Willfulness of Appellant's Disobedience.
As already indicated we reject appellant's contention that his disobedience was not willful. Disobedience of a valid court order does not cease to be willful when done in good faith reliance on the advice of a tax accountant. United States v. Snyder, 428 F.2d 520 (9th Cir.), cert. denied, 400 U.S. 903, 91 S.Ct. 139, 27 L.Ed.2d 139 (1970). To hold otherwise would make stultification of a court order impermissibly easy. In litigation frequently the client must assume the risks of his advisor's errors. Appellant's long sustained recalcitrance in this and earlier litigation provides no basis for relieving him of these ordinary risks.

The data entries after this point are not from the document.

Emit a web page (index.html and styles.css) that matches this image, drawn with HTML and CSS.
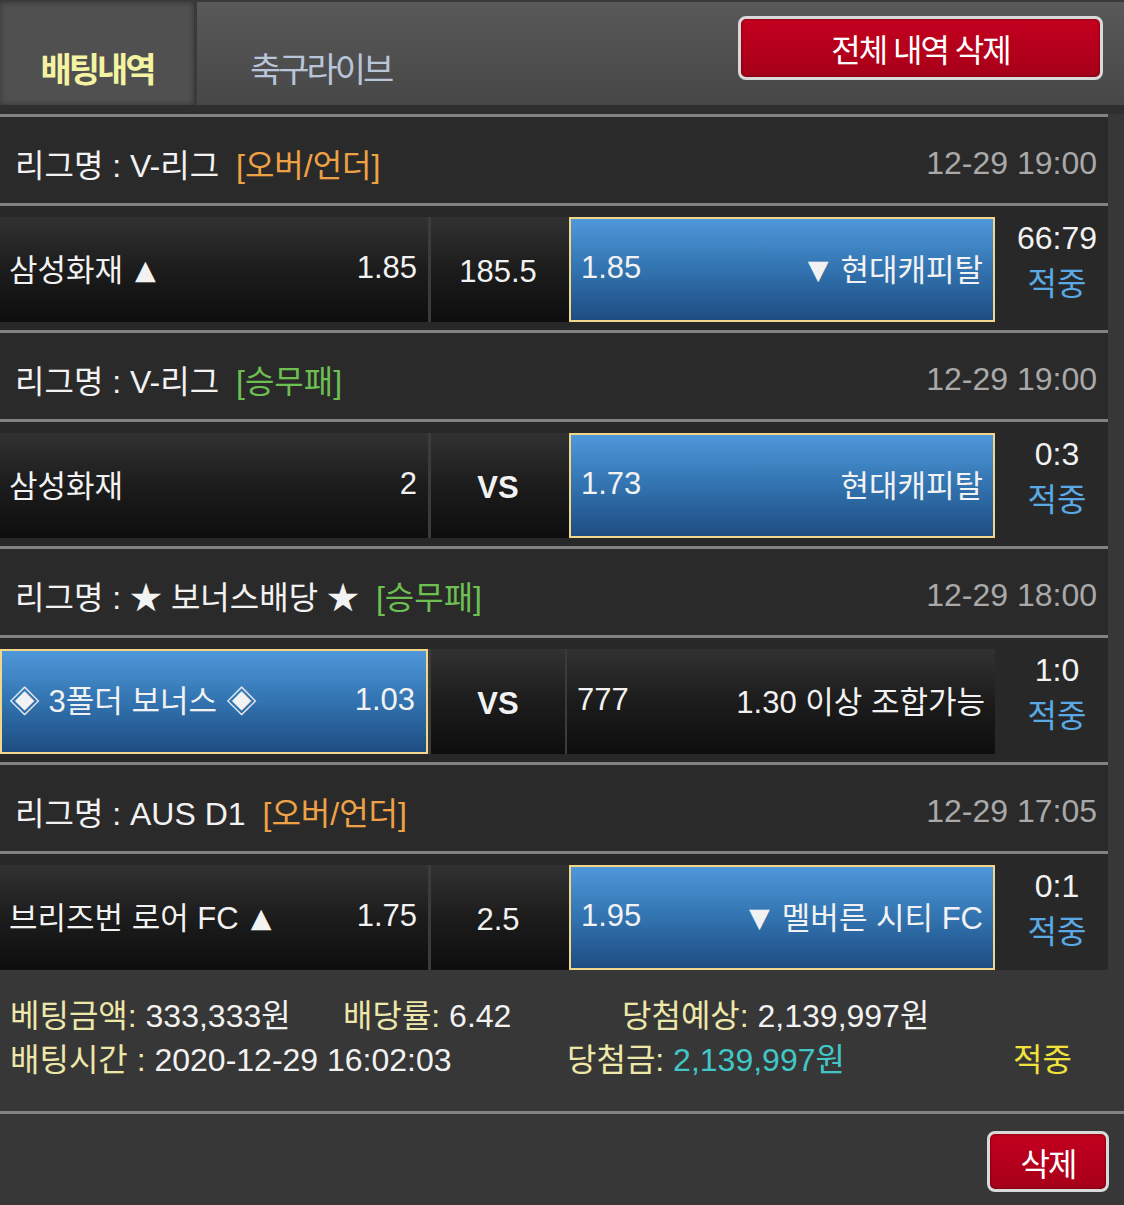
FILE: index.html
```html
<!DOCTYPE html>
<html lang="ko">
<head>
  <meta charset="UTF-8">
  <meta name="viewport" content="width=device-width, initial-scale=1.0">
  <title>배팅내역</title>
  <link rel="stylesheet" href="styles.css">
</head>
<body>

  <!-- 상단 탭 -->
  <div class="top">
    <div class="tab on">배팅내역</div>
    <div class="tab">축구라이브</div>
    <button class="btn-red btn-all">전체 내역 삭제</button>
  </div>

  <div class="games">

    <div class="league">
      <span>리그명 : V-리그 <em class="ou">[오버/언더]</em></span>
      <span class="time">12-29 19:00</span>
    </div>
    <div class="match">
      <div class="cells">
        <div class="home"><span>삼성화재<i class="arr up">▲</i></span><span>1.85</span></div>
        <div class="mid">185.5</div>
        <div class="away pick"><span>1.85</span><span><i class="arr down">▼</i>현대캐피탈</span></div>
      </div>
      <div class="result"><div>66:79</div><div class="hit">적중</div></div>
    </div>

    <div class="league">
      <span>리그명 : V-리그 <em class="wdl">[승무패]</em></span>
      <span class="time">12-29 19:00</span>
    </div>
    <div class="match">
      <div class="cells">
        <div class="home"><span>삼성화재</span><span>2</span></div>
        <div class="mid vs">VS</div>
        <div class="away pick"><span>1.73</span><span>현대캐피탈</span></div>
      </div>
      <div class="result"><div>0:3</div><div class="hit">적중</div></div>
    </div>

    <div class="league">
      <span>리그명 : ★ 보너스배당 ★ <em class="wdl">[승무패]</em></span>
      <span class="time">12-29 18:00</span>
    </div>
    <div class="match">
      <div class="cells">
        <div class="home pick"><span>◈ 3폴더 보너스 ◈</span><span>1.03</span></div>
        <div class="mid vs">VS</div>
        <div class="away"><span>777</span><span>1.30 이상 조합가능</span></div>
      </div>
      <div class="result"><div>1:0</div><div class="hit">적중</div></div>
    </div>

    <div class="league">
      <span>리그명 : AUS D1 <em class="ou">[오버/언더]</em></span>
      <span class="time">12-29 17:05</span>
    </div>
    <div class="match">
      <div class="cells">
        <div class="home"><span>브리즈번 로어 FC<i class="arr up">▲</i></span><span>1.75</span></div>
        <div class="mid">2.5</div>
        <div class="away pick"><span>1.95</span><span><i class="arr down">▼</i>멜버른 시티 FC</span></div>
      </div>
      <div class="result"><div>0:1</div><div class="hit">적중</div></div>
    </div>

  </div>

  <!-- 배팅 요약 -->
  <div class="summary">
    <div class="line">
      <span class="c1"><b>베팅금액:</b> 333,333원</span>
      <span class="c2"><b>배당률:</b> 6.42</span>
      <span><b>당첨예상:</b> 2,139,997원</span>
    </div>
    <div class="line">
      <span class="c3"><b>배팅시간 :</b> 2020-12-29 16:02:03</span>
      <span class="c4"><b>당첨금:</b> <i class="won">2,139,997원</i></span>
      <span class="state">적중</span>
    </div>
  </div>

  <div class="foot">
    <button class="btn-red btn-one">삭제</button>
  </div>

</body>
</html>
```

FILE: styles.css
```css
body {
  margin: 0;
  background: #373737;
  font-family: "Liberation Sans", "Noto Sans CJK KR", sans-serif;
  color: #f2f2f2;
}
.top {
  display: flex;
  align-items: flex-start;
  height: 103px;
  border-top: 2px solid #3a3a3a;
  border-bottom: 9px solid #2f2f2f;
  background: linear-gradient(#595959, #474747);
}
.tab {
  height: 103px;
  box-sizing: border-box;
  padding-top: 46px;
  line-height: 44px;
  font-size: 34px;
  letter-spacing: -3px;
  color: #b9c5d8;
  padding-left: 53px;
}
.tab.on {
  width: 197px;
  padding-left: 0;
  text-align: center;
  font-weight: bold;
  color: #f3f3a2;
  background: #505050;
  border-right: 3px solid #3a3a3a;
  box-shadow: inset 0 0 6px rgba(0, 0, 0, 0.35);
}
.btn-red {
  font-family: inherit;
  font-size: 32px;
  letter-spacing: -2px;
  color: #fff;
  background: linear-gradient(#c4001f, #a60018);
  border: 3px solid #d9d9d9;
  border-radius: 8px;
  box-shadow: inset 0 0 3px rgba(0, 0, 0, 0.5);
  padding: 0;
}
.btn-all {
  margin: 14px 21px 0 auto;
  width: 365px;
  height: 64px;
}
.games {
  width: 1108px;
  border-top: 3px solid #828282;
}
.league {
  display: flex;
  justify-content: space-between;
  align-items: center;
  height: 80px;
  padding: 6px 11px 0 15px;
  background: #2a2a2a;
  border-bottom: 3px solid #828282;
  font-size: 32px;
}
.league em {
  font-style: normal;
  margin-left: 8px;
}
.ou {
  color: #eea245;
}
.wdl {
  color: #6dbf52;
}
.time {
  color: #a9a9a9;
}
.match {
  display: flex;
  background: #282828;
  border-bottom: 3px solid #828282;
}
.match:last-child {
  border-bottom: none;
}
.cells {
  display: flex;
  width: 995px;
  height: 105px;
  margin: 11px 0 8px;
  background: linear-gradient(#323232, #1c1c1c 50%, #0e0e0e);
  font-size: 31px;
}
.match:last-child .cells {
  margin-bottom: 0;
}
.home,
.away {
  display: flex;
  justify-content: space-between;
  align-items: center;
  box-sizing: border-box;
  padding-bottom: 4px;
}
.home {
  width: 428px;
  padding-left: 9px;
  padding-right: 11px;
}
.arr {
  font-style: normal;
  font-family: "DejaVu Sans", sans-serif;
  font-size: 27px;
  vertical-align: 2px;
}
.arr.up {
  margin-left: 12px;
}
.arr.down {
  margin-right: 12px;
}
.mid {
  width: 134px;
  border-left: 3px solid #3b3b3b;
  display: flex;
  justify-content: center;
  align-items: center;
  padding-top: 4px;
}
.vs {
  font-weight: bold;
}
.away {
  width: 430px;
  border-left: 2px solid #3b3b3b;
  padding-left: 10px;
  padding-right: 10px;
}
.pick {
  background: linear-gradient(#4f98da, #3273b0 50%, #1d4d82);
  border: 2px solid #f2d78b;
}
.home.pick {
  padding-left: 7px;
}
.away.pick {
  width: 426px;
  margin-left: 4px;
}
.result {
  flex: 1;
  padding: 9px 0 0 11px;
  text-align: center;
  font-size: 32px;
  line-height: 46px;
}
.hit {
  color: #5aa9e4;
}
.summary {
  padding: 24px 0 29px 10px;
  border-bottom: 3px solid #828282;
  font-size: 32px;
  line-height: 44px;
}
.line {
  display: flex;
}
.summary b {
  font-weight: normal;
  color: #ede7a9;
}
.c1 {
  width: 333px;
}
.c2 {
  width: 279px;
}
.c3 {
  width: 557px;
}
.c4 {
  width: 446px;
}
.won {
  font-style: normal;
  color: #41c7c7;
}
.state {
  color: #f1e23c;
}
.foot {
  display: flex;
  justify-content: flex-end;
  padding: 17px 15px 0 0;
}
.btn-one {
  width: 122px;
  height: 61px;
}
```
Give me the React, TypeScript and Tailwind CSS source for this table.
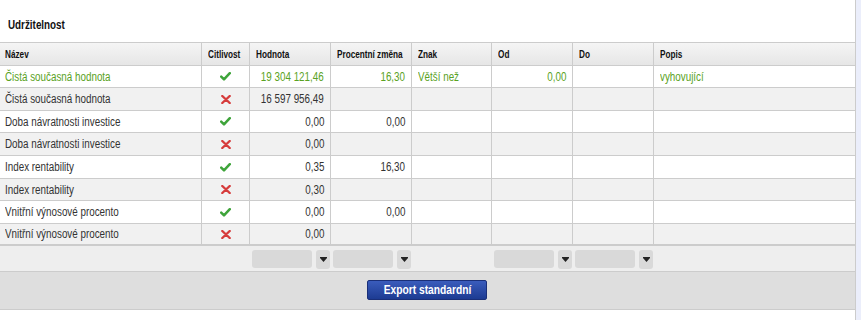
import React from 'react';

const cols = 'grid grid-cols-[202px_48px_81px_81px_80px_81px_81px_201px]';

const headers = ['Název', 'Citlivost', 'Hodnota', 'Procentní změna', 'Znak', 'Od', 'Do', 'Popis'];

type Row = {
  name: string;
  ok: boolean;
  value: string;
  change?: string;
  sign?: string;
  from?: string;
  desc?: string;
  green?: boolean;
};

const rows: Row[] = [
  { name: 'Čistá současná hodnota', ok: true, value: '19 304 121,46', change: '16,30', sign: 'Větší než', from: '0,00', desc: 'vyhovující', green: true },
  { name: 'Čistá současná hodnota', ok: false, value: '16 597 956,49' },
  { name: 'Doba návratnosti investice', ok: true, value: '0,00', change: '0,00' },
  { name: 'Doba návratnosti investice', ok: false, value: '0,00' },
  { name: 'Index rentability', ok: true, value: '0,35', change: '16,30' },
  { name: 'Index rentability', ok: false, value: '0,30' },
  { name: 'Vnitřní výnosové procento', ok: true, value: '0,00', change: '0,00' },
  { name: 'Vnitřní výnosové procento', ok: false, value: '0,00' },
];

// heights alternate so the 8 rows fill 180px like the original
const rowHeights = ['h-[22px]', 'h-[23px]', 'h-[22px]', 'h-[23px]', 'h-[23px]', 'h-[22px]', 'h-[23px]', 'h-[22px]'];

// the original uses a narrow face (Arial Narrow); squeeze Liberation Sans to match
function Narrow({ children, right, center }: { children?: React.ReactNode; right?: boolean; center?: boolean }) {
  const origin = right ? 'origin-right' : center ? 'origin-center' : 'origin-left';
  return <span className={`inline-block whitespace-nowrap scale-x-[0.82] ${origin}`}>{children}</span>;
}

function Check() {
  return (
    <svg width="11" height="9" viewBox="0 0 11 9">
      <path d="M1.2 4.6 L4 7.4 L9.8 1.2" fill="none" stroke="#3ea43a" strokeWidth="2.5" strokeLinecap="round" strokeLinejoin="round" />
    </svg>
  );
}

function Cross() {
  return (
    <svg width="10" height="9" viewBox="0 0 10 9">
      <path d="M1.3 1 L8.7 8 M8.7 1 L1.3 8" fill="none" stroke="#d63b3b" strokeWidth="2.4" strokeLinecap="round" />
    </svg>
  );
}

function Filter() {
  return (
    <div className="flex items-start gap-[4px] pl-[2px] pt-[4px]">
      <div className="w-[60px] h-[18px] rounded-[3px] bg-[#d9d9d9]" />
      <div className="w-[14px] h-[19px] rounded-[3px] bg-[#d9d9d9] flex items-center justify-center">
        <svg width="7" height="5" viewBox="0 0 7 5">
          <path d="M0 0 H7 V1 L3.5 5 L0 1 Z" fill="#222" />
        </svg>
      </div>
    </div>
  );
}

export default function App() {
  const cell = 'border-r border-[#cccccc] flex items-center px-1.5 overflow-hidden whitespace-nowrap';

  return (
    <div className="flex w-[861px] h-[320px] bg-[#ebeefb] font-['Liberation_Sans',Arial,sans-serif]">
      <div className="w-[856px] h-full bg-white border-r border-[#cccccc] flex flex-col">
        {/* Title */}
        <div className="h-[42px] pl-2 pt-[18px] text-[12px] leading-[14px] font-bold text-[#111]">
          <Narrow>Udržitelnost</Narrow>
        </div>

        {/* Header */}
        <div className={`${cols} h-[24px] border-y border-[#cccccc] bg-gradient-to-b from-[#f5f5f5] to-[#e6e6e6]`}>
          {headers.map((h, i) => (
            <div
              key={h}
              className={`flex items-center text-[10px] font-bold text-[#111] whitespace-nowrap ${i < 7 ? 'border-r border-[#cccccc]' : ''} ${i === 0 ? 'pl-[5px]' : 'pl-[6px]'}`}
            >
              <Narrow>{h}</Narrow>
            </div>
          ))}
        </div>

        {/* Rows */}
        {rows.map((r, i) => {
          const last = i === rows.length - 1;
          const tone = r.green ? 'text-[#5aa224]' : 'text-[#333333]';
          return (
            <div
              key={i}
              className={`${cols} ${rowHeights[i]} ${last ? 'border-b-2' : 'border-b'} border-[#cccccc] ${i % 2 === 0 ? 'bg-white' : 'bg-[#f1f1f1]'} text-[12px] ${tone}`}
            >
              <div className={`${cell} pl-[5px]`}><Narrow>{r.name}</Narrow></div>
              <div className={`${cell} justify-center`}>{r.ok ? <Check /> : <Cross />}</div>
              <div className={`${cell} justify-end`}><Narrow right>{r.value}</Narrow></div>
              <div className={`${cell} justify-end`}><Narrow right>{r.change}</Narrow></div>
              <div className={cell}><Narrow>{r.sign}</Narrow></div>
              <div className={`${cell} justify-end`}><Narrow right>{r.from}</Narrow></div>
              <div className={cell}></div>
              <div className="flex items-center px-1.5 whitespace-nowrap"><Narrow>{r.desc}</Narrow></div>
            </div>
          );
        })}

        {/* Filters */}
        <div className={`${cols} h-[26px] border-b border-[#cccccc] bg-[#eeeeee]`}>
          <div />
          <div />
          <Filter />
          <Filter />
          <div />
          <Filter />
          <Filter />
          <div />
        </div>

        {/* Actions */}
        <div className="h-[38px] border-b border-[#cccccc] bg-[#dedede] flex justify-center pt-[8px] pr-[1px]">
          <button className="w-[120px] h-[20px] rounded-[2px] border border-[#1a2f78] bg-gradient-to-b from-[#3a5cbc] to-[#1d3b92] text-white text-[12.5px] font-bold leading-none flex items-center justify-center">
            <Narrow center>Export standardní</Narrow>
          </button>
        </div>
      </div>
    </div>
  );
}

Authorities which have recognized that good faith reliance on advice of a tax accountant may negate the element of willfulness as to the substantive offense of tax evasion are inapposite. E. g., United States v. Mitchell,495 F.2d 285 (4th Cir. 1974); Bursten v. United States, 395 F.2d 976 (5th Cir. 1968). It is one thing to find not willful an evasion of taxes when returns were prepared on the basis of advice of competent tax counsel; it is quite another to find disobedience of an explicit court order after years of litigation not willful because of reliance on a tax accountant's advice. At some point the taxpayer accepts bad advice at his peril. We have no difficulty in finding that point reached here.
We have examined the appellant's other assertions of error and find none of them substantial enough to warrant discussion.